Louise Fredman was dead, he could see that at once. Her white dress seemed strangely bright against the blood streaming from her face. Stefan appeared uninjured. Wallander watched the boy fall to his knees beside his sister. The rain poured down. The boy started to cry. It sounded as if he was howling. Wallander knelt next to him.
“She’s dead,” he said.
Stefan looked at him, his face distorted. Wallander quickly got up, afraid that the boy would jump on him. But he didn’t. He kept howling.
Somewhere behind him in the rain he heard a siren. It wasn’t until Hansson was standing next to him that he realised he was crying himself. Wallander left all the work to the others. He told Hoglund briefly what had happened. When he saw Akeson, he took him to his car. The rain was drumming on the roof.
“It’s over,” Wallander said.
“Yes,” said Akeson, “it’s over.”
“I’m going on holiday,” said Wallander. “I realise there’s a pile of reports that have to be written. But I thought I’d go anyway.”
Akeson’s reply came without hesitation.
“Do that,” he
said. “Go.”
Akeson got out of the car. Wallander thought he should have asked him about his trip to the Sudan. Or was it Uganda?
He drove home. Linda wasn’t there. He took a bath and was drying himself off when he heard her close the front door. That evening he told her what had really happened. And how he felt.
Then he called Baiba.
“I thought you were never going to call,” she said, keeping her anger in check.
“Please forgive me,” Wallander said. “I’ve had so much to do lately.”
“I think that’s a pretty poor excuse.”
“It is, I know. But it’s the only one I’ve got.”
Neither of them said anything else. The silence travelled back and forth between Ystad and Riga.
“I’ll see you tomorrow,” Wallander finally said.
“All right,” she said. “I guess so.”
They hung up. Wallander felt a knot in his stomach. Maybe she wouldn’t come. After supper he and Linda packed their bags. The rain stopped just after midnight. The air smelled fresh as they stood out on the balcony.
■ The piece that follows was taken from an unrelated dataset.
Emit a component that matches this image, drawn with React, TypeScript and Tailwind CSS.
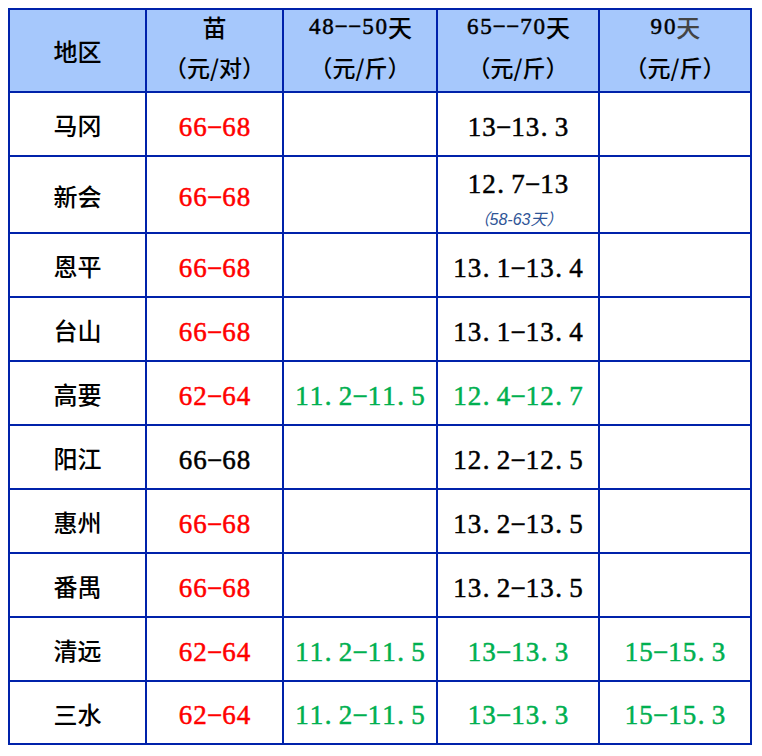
import React from 'react';

type Tone = 'red' | 'green' | 'black';

type Cell = { text: string; tone?: Tone; note?: string } | null;

const toneClass: Record<Tone, string> = {
  red: 'text-[#ff0000]',
  green: 'text-[#00b050]',
  black: 'text-black',
};

const rows: { area: string; cells: Cell[] }[] = [
  { area: '马冈', cells: [{ text: '66-68', tone: 'red' }, null, { text: '13-13.3' }, null] },
  { area: '新会', cells: [{ text: '66-68', tone: 'red' }, null, { text: '12.7-13', note: '（58-63天）' }, null] },
  { area: '恩平', cells: [{ text: '66-68', tone: 'red' }, null, { text: '13.1-13.4' }, null] },
  { area: '台山', cells: [{ text: '66-68', tone: 'red' }, null, { text: '13.1-13.4' }, null] },
  {
    area: '高要',
    cells: [
      { text: '62-64', tone: 'red' },
      { text: '11.2-11.5', tone: 'green' },
      { text: '12.4-12.7', tone: 'green' },
      null,
    ],
  },
  { area: '阳江', cells: [{ text: '66-68' }, null, { text: '12.2-12.5' }, null] },
  { area: '惠州', cells: [{ text: '66-68', tone: 'red' }, null, { text: '13.2-13.5' }, null] },
  { area: '番禺', cells: [{ text: '66-68', tone: 'red' }, null, { text: '13.2-13.5' }, null] },
  {
    area: '清远',
    cells: [
      { text: '62-64', tone: 'red' },
      { text: '11.2-11.5', tone: 'green' },
      { text: '13-13.3', tone: 'green' },
      { text: '15-15.3', tone: 'green' },
    ],
  },
  {
    area: '三水',
    cells: [
      { text: '62-64', tone: 'red' },
      { text: '11.2-11.5', tone: 'green' },
      { text: '13-13.3', tone: 'green' },
      { text: '15-15.3', tone: 'green' },
    ],
  },
];

const cjk = "font-['Noto_Sans_CJK_SC',sans-serif] font-medium";
const num = "font-['Liberation_Serif','Noto_Sans_CJK_SC',serif] [-webkit-text-stroke:0.5px_currentColor]";

// fixed pitch digits, like the song-style font of the sheet
const Mono = ({ text, small }: { text: string; small?: boolean }) => (
  <span className="inline-flex">
    {text.split('').map((ch, i) => (
      <span
        key={i}
        className={
          (small ? 'w-[13.3px] ' : 'w-[14.5px] ') +
          (ch === '.' ? 'justify-start pl-[1px]' : 'justify-center') +
          ' flex whitespace-nowrap'
        }
      >
        {ch === '-' ? '−' : ch}
      </span>
    ))}
  </span>
);

const HeadCell = ({ top, bottom, grayDay }: { top: string; bottom: string; grayDay?: boolean }) => (
  <div className="bg-[#a6c8fc] flex flex-col items-center justify-center leading-[40px] text-black">
    <div className="-translate-y-[4px] flex flex-col items-center">
      <div className="flex items-center">
        <span className={`${num} text-[23px]`}>
          <Mono text={top} small />
        </span>
        <span className={`${cjk} text-[24px] ${grayDay ? 'text-[#444]' : ''}`}>天</span>
      </div>
      <div className={`${cjk} text-[23px]`}>{bottom}</div>
    </div>
  </div>
);

export default function App() {
  return (
    <div className="bg-white w-[762px] h-[756px] pt-[8px] pl-[8px]">
      <div className="w-[744px] bg-[#0022aa] p-[2px] grid grid-cols-[135px_135px_152px_160px_150px] grid-rows-[81px_62px_75px_62px_62px_62px_62px_62px_62px_62px_61px] gap-[2px]">
        {/* header */}
        <div className={`bg-[#a6c8fc] flex items-center justify-center ${cjk} text-[24px] text-black`}>地区</div>
        <div className="bg-[#a6c8fc] flex flex-col items-center justify-center leading-[40px] text-black">
          <div className="-translate-y-[4px] flex flex-col items-center">
            <div className={`${cjk} text-[24px]`}>苗</div>
            <div className={`${cjk} text-[23px]`}>（元/对）</div>
          </div>
        </div>
        <HeadCell top="48--50" bottom="（元/斤）" />
        <HeadCell top="65--70" bottom="（元/斤）" />
        <HeadCell top="90" bottom="（元/斤）" grayDay />

        {rows.map((row) => (
          <React.Fragment key={row.area}>
            <div className={`bg-white flex items-center justify-center pt-[2px] ${cjk} text-[24px] text-black`}>
              {row.area}
            </div>
            {row.cells.map((c, i) => (
              <div
                key={i}
                className={`bg-white flex flex-col items-center justify-center ${c?.note ? '' : 'pt-[5px]'}`}
              >
                {c && (
                  <>
                    <div className={`${num} text-[27px] leading-[30px] ${toneClass[c.tone ?? 'black']}`}>
                      <Mono text={c.text} />
                    </div>
                    {c.note && (
                      <div className="font-['Liberation_Sans','Noto_Sans_CJK_SC',sans-serif] italic text-[16px] leading-[18px] mt-[12px] mb-[-9px] text-[#2f5597]">
                        {c.note}
                      </div>
                    )}
                  </>
                )}
              </div>
            ))}
          </React.Fragment>
        ))}
      </div>
    </div>
  );
}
“The summer is so beautiful,” she said.
“Yes,” Wallander said. “It is beautiful.”
The next day they took the train together to Malmo. Then Wallander took the hydrofoil to Copenhagen. He watched the water racing past the sides of the boat. Distracted, he ordered coffee and cognac. In two hours Baiba’s plane would be landing. Something close to panic gripped him. He suddenly wished that the crossing to Copenhagen would take much longer. But when she arrived at the airport he was waiting for her.
Not until then did the image of Louise Fredman, dead and broken, finally disappear from his mind.
Skane
16–17 September 1994
EPILOGUE
On Friday, 16 September, autumn suddenly rolled in to Skane. Kurt Wallander woke up early that morning. His eyes flew open in the dark, as if he had been cast violently out of a dream. He lay still and tried to remember. But there was only the echo of something that was gone and would never return. He turned his head and looked at the clock next to the bed. The fluorescent hands showed 4.45 a.m. He turned over on his side to go back to sleep. But the knowledge of what day it was kept him awake.